For a school talent show when he was thirteen, Nash recited the poem “Mary Had a Little Lamb” in the voice of the goat, and received wild applause from the audience.

Eventually, he dropped out of school as a teen so he could tour the Midwest as a mandolin player in the Alamo Quintet and an “animal impressionist” on the Redpath Chautauqua and Lyceum circuit. His most popular encore was doing “Mary Had a Little Lamb” in the voice of his billy goat. At the time, he felt that vaudeville would last forever, but was given a shock when it died out in the late 1920s.

Nash married his 18-year-old sweetheart, Margie Seamans, on January 25, 1930, and moved to San Francisco to look for a “normal” job, but in the beginning of the Depression, that was not easy. So the couple moved to Los Angeles where Nash found work doing his animal impressions as part of the KHJ local radio show The Merry Makers. That led to a job with the Adohr Milk Company when they heard him perform.

To promote its brand of milk, Adohr hired Nash as “Whistling Clarence, the Adohr Bird Man”. He would drive a miniature open-topped milk wagon (decorated with games, plugs for the milk, and Clarence’s name with painted black silhouettes of different birds underneath) pulled by a team of miniature horses.

He would go to local schoolyards and assemblies to entertain children with his bird calls and animal sounds as well as giving out treats like a small tape measure with Adohr’s name on it. He was attired as a standard Adohr milk man.

After two years working for Adohr, as a favor to a friend in San Francisco who missed hearing him on the radio, he made a free appearance on The Merry Makers, unaware that Walt Disney was casually listening to the show at that particular moment.

The_Wise_Little_Hen_posterNash’s friends had urged him to audition for The Disney Studio who had just announced that they were looking for someone to provide animal sounds for their animated short cartoons. Two days after the radio broadcast, he found himself at the studio.

Nash remembered: “On my way to work one day, I was driving my milk wagon down Hyperion Boulevard. I saw this big billboard picture of Mickey Mouse and it said “Walt Disney Studios, the home of Mickey Mouse.” So I pulled over to the curb and decided to go in.

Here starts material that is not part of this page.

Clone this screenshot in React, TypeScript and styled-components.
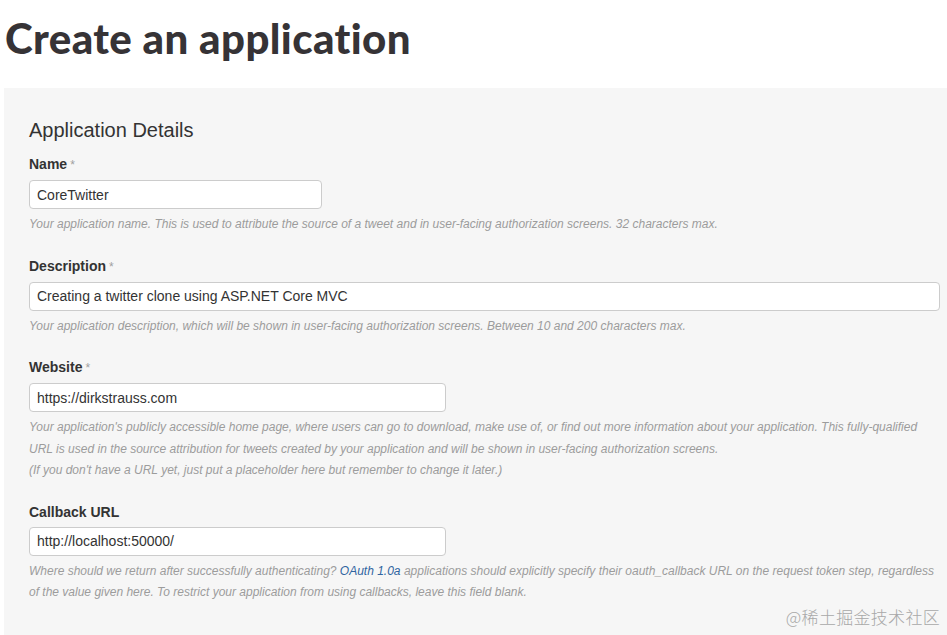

I gave the receptionist a circular advertising my work with the milk company and did some bird imitations. I suggested she give it to somebody who might be interested and, two days later, I got a call from animation director Wilfred Jackson to come in and audition.”

Nash was still wearing his milk-man outfit because after the audition he had to go back to work. He performed all his animal sounds, his bird calls, and then began to recite “Mary Had a Little Lamb” as his big finish. Jackson stopped him for a moment. He switched on the intercom which went directly to Walt’s office and then asked Nash to continue.

Within moments, Walt rushed into Jackson’s office and said excitedly, “That’s our talking duck!”

Nash was smart enough not to say it was the voice of a goat. Walt was thinking of doing a cartoon with a girl duck, but it hadn’t quite jelled as a story yet.

As he was leaving, Nash ran into Disney storyman Ted Osborne, who had produced the recent episode of the radio show featuring Nash, and said, “Hey, Walt heard you that night and he was going to look you up.” Apparently, during a break at a late-night story meeting, Osborne had turned on the show to see how it was going, and Walt heard Nash.

Nash was not hired immediately, but put on a retainer for a year, so he kept his job with the dairy. His first actual voice work for Disney was supplying bird sounds in the Mickey Mouse short The Pet Store (1933) and he kept being tossed similar little bits.

On December 2, 1933, Nash became Disney’s 125th employee. He was earning the same amount he made at Adohr: $35 a week.

Nash could not put in enough hours just doing voices to justify that full-time salary, so he often found himself temporarily in side jobs, from accepting artist portfolios and processing them to being a chauffeur for visiting celebrities.

His wife’s reaction to him being hired to do the voice of a duck was, “That’s nice, but it probably won’t last.”

Nash was actively involved in 1984 with the 50th birthday celebration for Donald Duck, touring the country, giving interviews and appearing at special events.

In order not to spoil the festivities, Nash did not let people know he was suffering from leukemia. In what turned out to be his final public appearance, he went back to his hometown of Watonga, Oklahoma, on December 7, 1984, where Governor George Nigh declared that day to be Clarence Nash Day throughout Oklahoma. Watonga renamed a street Clarence Nash Boulevard in his honor.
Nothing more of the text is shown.